What You Need Before You Start
Have the replacement handle in hand before you pull the broken one out. Trying to match the size after the fact is where people lose time. Handles come in different lengths, diameters, and socket fits.
- Replacement shovel handle
- Hammer or mallet
- Drill with bits, if the old handle is stubborn
- Chisel or screwdriver
- A saw for trimming the new handle
- Sandpaper
- Wood glue or epoxy, if you want a tighter fit
- Wedge kit, if the handle uses one
Wear gloves and eye protection. Old shovel handles can splinter in ugly ways, and rusted metal edges are sharper than people expect.
Removing the Broken Handle
This step is where patience matters. If the handle broke off above the socket, you may have a stub left inside the metal collar. Do not start beating the socket like you are trying to knock out a fence post. You can distort the metal mouth and ruin the fit for the new handle.
What to do if the handle is stuck inside the socket
If it is wood, drill a few holes down the center of the remaining stub. That weakens it enough to split. Then use a chisel or a flat screwdriver to collapse the wood inward. Once it loosens, pull it out section by section.
If the wood is swollen from moisture or packed tightly by rust, a little heat from sunlight or a gentle tap around the socket can help. Avoid burning it out unless you are comfortable working around metal discoloration and soot. For most people, drilling and splitting is cleaner.
Do not force a new handle into a dirty socket just because it “almost fits.” If the old wood is still packed in there, the new handle will sit crooked and work loose fast.
Fitting the New Handle
Dry-fit the new handle before permanently setting anything. This is the point where you find out whether you bought the right style. A shovel handle should slide into the socket snugly, not rattle, and not require brutal hammering.
Trim slowly, test often
Most replacement handles need some trimming. Take off a little wood at a time with sandpaper or a plane. A common mistake is using a knife or saw too aggressively and shaving one side more than the other. That leaves the handle angled inside the socket, and you can feel that twist the first time you dig into packed soil.
The fit should be tight enough that the handle does not wiggle, but not so tight that you split the wood forcing it in. If the handle stops one inch short of seating fully, do not panic. Mark the high spots, remove a small amount, and test again.
A realistic example
On a standard round-point shovel, I recently replaced a handle that had snapped near the socket after about ten years of use. The new ash handle was about 1/16 inch too large around the top. After fifteen minutes of sanding and three test fits, it slid in with firm hand pressure and finished with two light mallet taps. The whole job took under an hour, and the shovel has held up through a spring of heavy clay digging without loosening.
Securing the Handle Properly
Once the handle is seated, the real lock-in matters. Some shovel heads use a metal wedge. Others rely on the taper and a side pin or rivet. Do not guess here; look at how the original was held together.

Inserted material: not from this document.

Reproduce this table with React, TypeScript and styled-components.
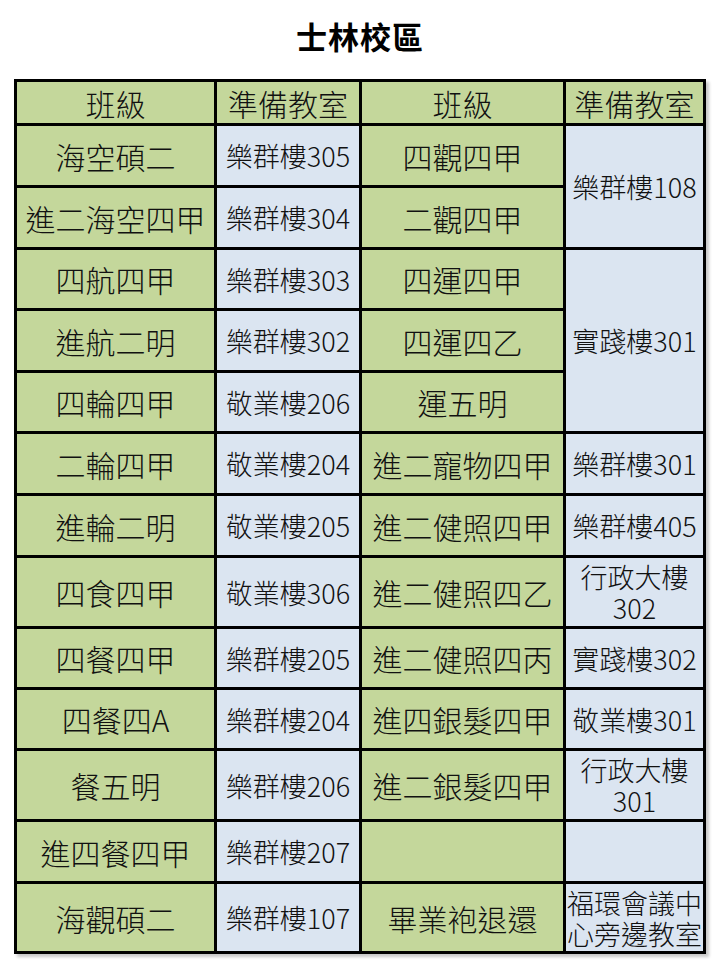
import React from 'react';
import styled, { createGlobalStyle } from 'styled-components';

const GlobalStyle = createGlobalStyle`
  html, body {
    margin: 0;
    padding: 0;
    background: #ffffff;
  }
  body {
    font-family: "Noto Sans CJK TC", "Noto Sans", sans-serif;
    color: #111111;
  }
`;

type Kind = 'head' | 'class' | 'room';

interface Room {
  text: string;
  span?: number;
}

interface Row {
  classA: string;
  roomA: string;
  classB: string;
  roomB: Room | null;
}

const rowHeights = [41, 59, 59, 58, 59, 58, 59, 59, 68, 58, 58, 68, 59, 67];

const rows: Row[] = [
  { classA: '海空碩二', roomA: '樂群樓305', classB: '四觀四甲', roomB: { text: '樂群樓108', span: 2 } },
  { classA: '進二海空四甲', roomA: '樂群樓304', classB: '二觀四甲', roomB: null },
  { classA: '四航四甲', roomA: '樂群樓303', classB: '四運四甲', roomB: { text: '實踐樓301', span: 3 } },
  { classA: '進航二明', roomA: '樂群樓302', classB: '四運四乙', roomB: null },
  { classA: '四輪四甲', roomA: '敬業樓206', classB: '運五明', roomB: null },
  { classA: '二輪四甲', roomA: '敬業樓204', classB: '進二寵物四甲', roomB: { text: '樂群樓301' } },
  { classA: '進輪二明', roomA: '敬業樓205', classB: '進二健照四甲', roomB: { text: '樂群樓405' } },
  { classA: '四食四甲', roomA: '敬業樓306', classB: '進二健照四乙', roomB: { text: '行政大樓\n302' } },
  { classA: '四餐四甲', roomA: '樂群樓205', classB: '進二健照四丙', roomB: { text: '實踐樓302' } },
  { classA: '四餐四A', roomA: '樂群樓204', classB: '進四銀髮四甲', roomB: { text: '敬業樓301' } },
  { classA: '餐五明', roomA: '樂群樓206', classB: '進二銀髮四甲', roomB: { text: '行政大樓\n301' } },
  { classA: '進四餐四甲', roomA: '樂群樓207', classB: '', roomB: { text: '' } },
  { classA: '海觀碩二', roomA: '樂群樓107', classB: '畢業袍退還', roomB: { text: '福環會議中\n心旁邊教室' } },
];

const Page = styled.div`
  width: 720px;
  min-height: 960px;
  display: flex;
  flex-direction: column;
  align-items: center;
`;

const Title = styled.h1`
  margin: 0;
  padding-top: 18px;
  height: 60px;
  box-sizing: border-box;
  line-height: 36px;
  font-size: 31px;
  font-weight: 700;
  color: #000;
  letter-spacing: 1px;
`;

const Schedule = styled.div`
  display: grid;
  grid-template-columns: 197px 142px 201px 137px;
  grid-template-rows: ${rowHeights.map((h) => `${h}px`).join(' ')};
  gap: 3px;
  padding: 3px;
  margin-top: 19px;
  background: #000;
  box-shadow: 3px 3px 3px rgba(0, 0, 0, 0.22);
`;

const Cell = styled.div<{ $kind: Kind; $span?: number }>`
  grid-row: span ${(p) => p.$span ?? 1};
  display: flex;
  align-items: center;
  justify-content: center;
  text-align: center;
  white-space: pre-line;
  background: ${(p) => (p.$kind === 'room' ? '#dbe5f1' : '#c4d79b')};
  font-size: ${(p) => (p.$kind === 'room' ? '27px' : '30px')};
  font-weight: 300;
  line-height: ${(p) => (p.$kind === 'room' ? '31px' : '36px')};
  color: #111;
  overflow: hidden;
`;

const headers = ['班級', '準備教室', '班級', '準備教室'];

export default function App() {
  return (
    <Page>
      <GlobalStyle />
      <Title>士林校區</Title>
      <Schedule>
        {headers.map((h, i) => (
          <Cell key={`h${i}`} $kind="head">
            {h}
          </Cell>
        ))}
        {rows.map((row, i) => (
          <React.Fragment key={i}>
            <Cell $kind="class">{row.classA}</Cell>
            <Cell $kind="room">{row.roomA}</Cell>
            <Cell $kind="class">{row.classB}</Cell>
            {row.roomB && (
              <Cell $kind="room" $span={row.roomB.span}>
                {row.roomB.text}
              </Cell>
            )}
          </React.Fragment>
        ))}
      </Schedule>
    </Page>
  );
}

If your shovel uses a wedge
Seat the handle fully, then drive the wedge into the top of the handle according to the original design. If the wedge sticks out wildly or splits the wood, the handle may already be too small or too dry. A little wood glue in the split before wedging can help, but do not use glue as a substitute for a proper fit.
If the handle is pinned or riveted
Line up the hole carefully. If the new handle does not match the hole, you may need to mark and drill a new one. That is normal. Just make sure the handle is fully seated first. Drilling too early leads to a mistake I see a lot: the hole ends up slightly off, and the shovel head sits crooked forever.

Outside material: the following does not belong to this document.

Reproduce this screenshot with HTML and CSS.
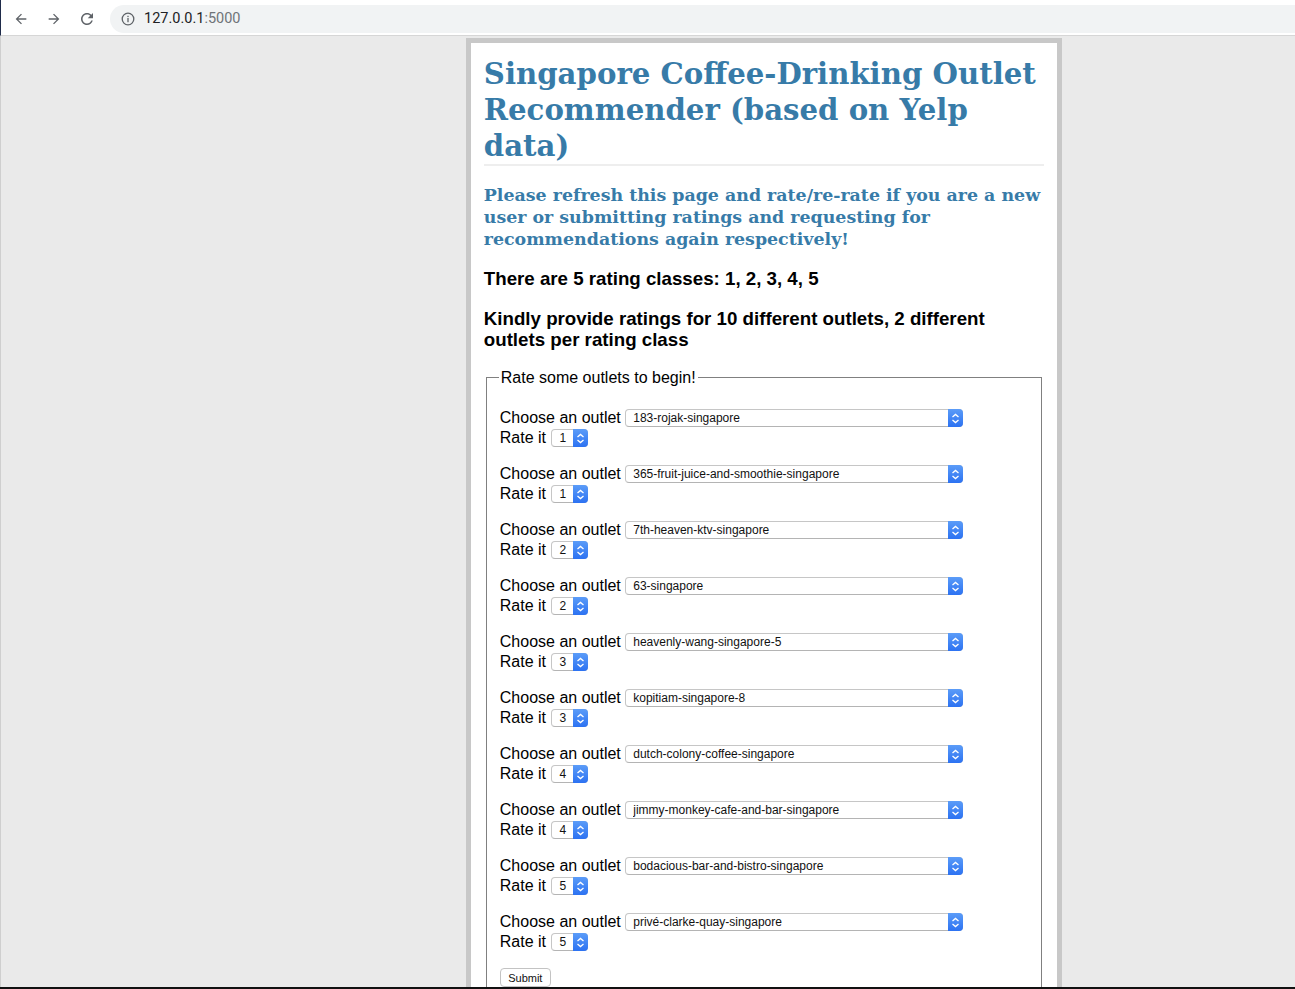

Finishing Touches That Actually Matter
Sand the handle after fitting so your hands do not catch on splinters. This is especially worth doing near the grip area, where blisters start fast if the wood is rough.

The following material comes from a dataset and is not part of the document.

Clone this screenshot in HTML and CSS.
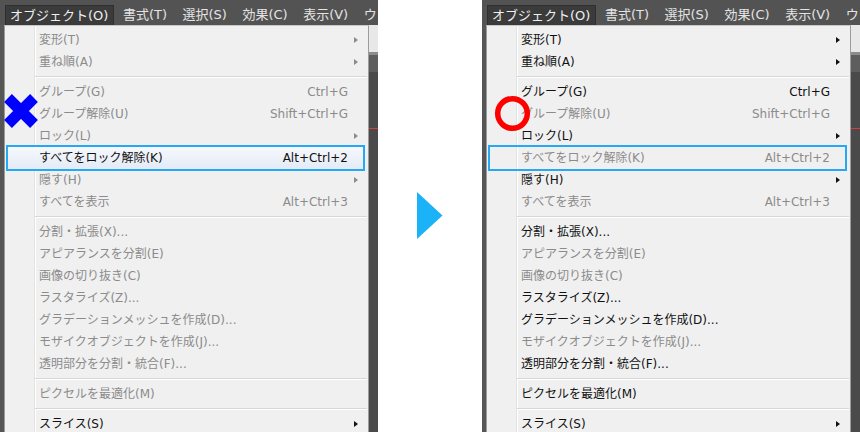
FILE: index.html
```html
<!DOCTYPE html>
<html lang="ja">
<head>
  <meta charset="UTF-8">
  <title>すべてをロック解除</title>
  <link rel="stylesheet" href="styles.css">
</head>
<body>

<div class="page">

  <!-- 前：選択中の項目が有効 -->
  <div class="shot">
    <div class="menubar">
      <span class="mb-item open">オブジェクト(O)</span>
      <span class="mb-item">書式(T)</span>
      <span class="mb-item">選択(S)</span>
      <span class="mb-item">効果(C)</span>
      <span class="mb-item">表示(V)</span>
      <span class="mb-item">ウ</span>
    </div>
    <div class="dropdown">
      <div class="mi off sub"><span class="label">変形(T)</span></div>
      <div class="mi off sub"><span class="label">重ね順(A)</span></div>
      <div class="sep"></div>
      <div class="mi off"><span class="label">グループ(G)</span><span class="key">Ctrl+G</span></div>
      <div class="mi off"><span class="label">グループ解除(U)</span><span class="key">Shift+Ctrl+G</span></div>
      <div class="mi off sub"><span class="label">ロック(L)</span></div>
      <div class="mi hot lit"><span class="label">すべてをロック解除(K)</span><span class="key">Alt+Ctrl+2</span></div>
      <div class="mi off sub"><span class="label">隠す(H)</span></div>
      <div class="mi off"><span class="label">すべてを表示</span><span class="key">Alt+Ctrl+3</span></div>
      <div class="sep"></div>
      <div class="mi off"><span class="label">分割・拡張(X)...</span></div>
      <div class="mi off"><span class="label">アピアランスを分割(E)</span></div>
      <div class="mi off"><span class="label">画像の切り抜き(C)</span></div>
      <div class="mi off"><span class="label">ラスタライズ(Z)...</span></div>
      <div class="mi off"><span class="label">グラデーションメッシュを作成(D)...</span></div>
      <div class="mi off"><span class="label">モザイクオブジェクトを作成(J)...</span></div>
      <div class="mi off"><span class="label">透明部分を分割・統合(F)...</span></div>
      <div class="sep"></div>
      <div class="mi off"><span class="label">ピクセルを最適化(M)</span></div>
      <div class="sep"></div>
      <div class="mi sub"><span class="label">スライス(S)</span></div>
    </div>
    <svg class="mark mark-x" width="40" height="40" viewBox="0 0 40 40">
      <path d="M7 7 L33 33 M33 7 L7 33" stroke="#0000ff" stroke-width="11" fill="none"/>
    </svg>
  </div>

  <div class="between">
    <svg width="26" height="48" viewBox="0 0 26 48">
      <polygon points="0,0 25.5,23.5 0,47" fill="#1cb2f7"/>
    </svg>
  </div>

  <!-- 後：ロック解除のあと -->
  <div class="shot">
    <div class="menubar">
      <span class="mb-item open">オブジェクト(O)</span>
      <span class="mb-item">書式(T)</span>
      <span class="mb-item">選択(S)</span>
      <span class="mb-item">効果(C)</span>
      <span class="mb-item">表示(V)</span>
      <span class="mb-item">ウ</span>
    </div>
    <div class="dropdown">
      <div class="mi sub"><span class="label">変形(T)</span></div>
      <div class="mi sub"><span class="label">重ね順(A)</span></div>
      <div class="sep"></div>
      <div class="mi"><span class="label">グループ(G)</span><span class="key">Ctrl+G</span></div>
      <div class="mi off"><span class="label">グループ解除(U)</span><span class="key">Shift+Ctrl+G</span></div>
      <div class="mi sub"><span class="label">ロック(L)</span></div>
      <div class="mi off hot"><span class="label">すべてをロック解除(K)</span><span class="key">Alt+Ctrl+2</span></div>
      <div class="mi sub"><span class="label">隠す(H)</span></div>
      <div class="mi off"><span class="label">すべてを表示</span><span class="key">Alt+Ctrl+3</span></div>
      <div class="sep"></div>
      <div class="mi"><span class="label">分割・拡張(X)...</span></div>
      <div class="mi off"><span class="label">アピアランスを分割(E)</span></div>
      <div class="mi off"><span class="label">画像の切り抜き(C)</span></div>
      <div class="mi"><span class="label">ラスタライズ(Z)...</span></div>
      <div class="mi"><span class="label">グラデーションメッシュを作成(D)...</span></div>
      <div class="mi off"><span class="label">モザイクオブジェクトを作成(J)...</span></div>
      <div class="mi"><span class="label">透明部分を分割・統合(F)...</span></div>
      <div class="sep"></div>
      <div class="mi"><span class="label">ピクセルを最適化(M)</span></div>
      <div class="sep"></div>
      <div class="mi sub"><span class="label">スライス(S)</span></div>
    </div>
    <svg class="mark mark-o" width="41" height="41" viewBox="0 0 41 41">
      <circle cx="20.5" cy="20.5" r="14.8" stroke="#ff0000" stroke-width="5.5" fill="none"/>
    </svg>
  </div>

</div>

</body>
</html>
```

FILE: styles.css
```css
body { margin: 0; background: #fff; font-family: "DejaVu Sans", "Noto Sans CJK JP", sans-serif; }
.page { display: flex; width: 860px; height: 432px; }

/* スクリーンショット1枚分 */
.shot {
  position: relative; flex-shrink: 0; width: 378px; height: 432px; overflow: hidden;
  background:
    linear-gradient(to bottom, #535353 0 25px, #e8e8e8 25px 52px, #8c8c8c 52px 55px,
      #5e5e5e 55px 72px, #4a4a4a 72px 128px, #d04040 128px 129px, #4a4a4a 129px)
    right top / 10px 100% no-repeat,
    #565656;
}
.between { flex: 1; display: flex; align-items: center; justify-content: center; }

/* メニューバー */
.menubar {
  display: flex; gap: 2.5px; height: 25px; padding-left: 5px; box-sizing: border-box;
  background: #535353; color: #e4e4e4; font-size: 13px; white-space: nowrap;
}
.mb-item { flex-shrink: 0; margin-top: 5px; height: 20px; line-height: 19px; padding: 0 7px 0 6px; box-sizing: border-box; }
.mb-item.open { background: #3b3b3b; border: 1px solid #2f2f2f; border-bottom: 0; padding-left: 4px; padding-right: 5px; color: #f0f0f0; }

/* ドロップダウン */
.dropdown {
  margin-left: 4px; width: 365px; box-sizing: border-box; padding-top: 3px;
  border: 1px solid #9c9c9c; border-top-color: #c8c8c8;
  background: linear-gradient(to right, #f0f0f0 29px, #e2e3e3 29px 30px, #fff 30px 31px, #f0f0f0 31px);
  font-size: 12px; color: #111;
}
.mi { position: relative; display: flex; height: 22px; line-height: 22px; margin: 0 5px 0 3px; padding: 0 15px 0 31px; white-space: nowrap; }
.mi .label { flex: 1; }
.mi.off { color: #8b8b8b; }
.mi.sub::after {
  content: ""; position: absolute; right: 5px; top: 8px;
  border-left: 4px solid currentColor; border-top: 3.5px solid transparent; border-bottom: 3.5px solid transparent;
}
.mi.hot { box-shadow: 0 0 0 2px #27a8f4; }
.mi.hot.lit { background: linear-gradient(#f6f9fd, #e4ebf6); }
.sep { margin: 3px 1px 3px 30px; border-top: 1px solid #d7d7d7; border-bottom: 1px solid #fff; }

/* 注釈マーク */
.mark { position: absolute; }
.mark-x { left: 1px; top: 91px; }
.mark-o { left: 10px; top: 93px; }
```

If the handle is bare wood, a light coat of boiled linseed oil or a similar finish can help it resist moisture. Do not soak it. A thin coat wiped on and allowed to dry is enough. Too much finish can leave the handle slick, which is irritating when your hands are dirty or sweaty.
Quick checklist before you call it done
- The handle is seated fully and straight
- There is no side-to-side wobble
- Any wedge or pin is installed correctly
- Sharp edges and splinters are sanded smooth
- The shovel feels balanced in your hands
How to Tell a Good Repair From a Bad One
A good repair feels boring. That sounds odd, but it is true. The shovel should feel like one piece of tool, not two pieces fighting each other. If you hear creaking during the first few uses, or if the head starts rotating when you dig into hard soil, the fit is wrong.
A bad repair often shows itself quickly when you push the shovel sideways into compacted ground. The handle may not snap immediately, but you will feel the top shifting. That usually means the socket is dirty, the handle is undersized, or the wedge was not set correctly.
One Situation That Does Not Need Immediate Fixing
If the handle broke on a garden shovel you only use lightly, and you are not planning any digging for a while, it is fine to set it aside and wait for the right replacement handle. There is no prize for rushing into a repair with the wrong size stock. I would rather leave a broken shovel on the shelf for a week than wedge in a bad fit that fails while you are working in heavy soil.
Final Practical Advice
The easiest way to make this job go smoothly is to treat the fit as the whole job, not the cleanup step. The removal is straightforward. The difference between a repair that lasts and one that loosens is in the detail work: cleaning the socket, trimming slowly, and setting the retaining hardware the way the original tool was built.
If you take your time and test-fit a few times, replacing a broken shovel handle is one of those repairs that feels better than buying a new tool. You keep the head you already trust, save money, and end up with something that works like it should.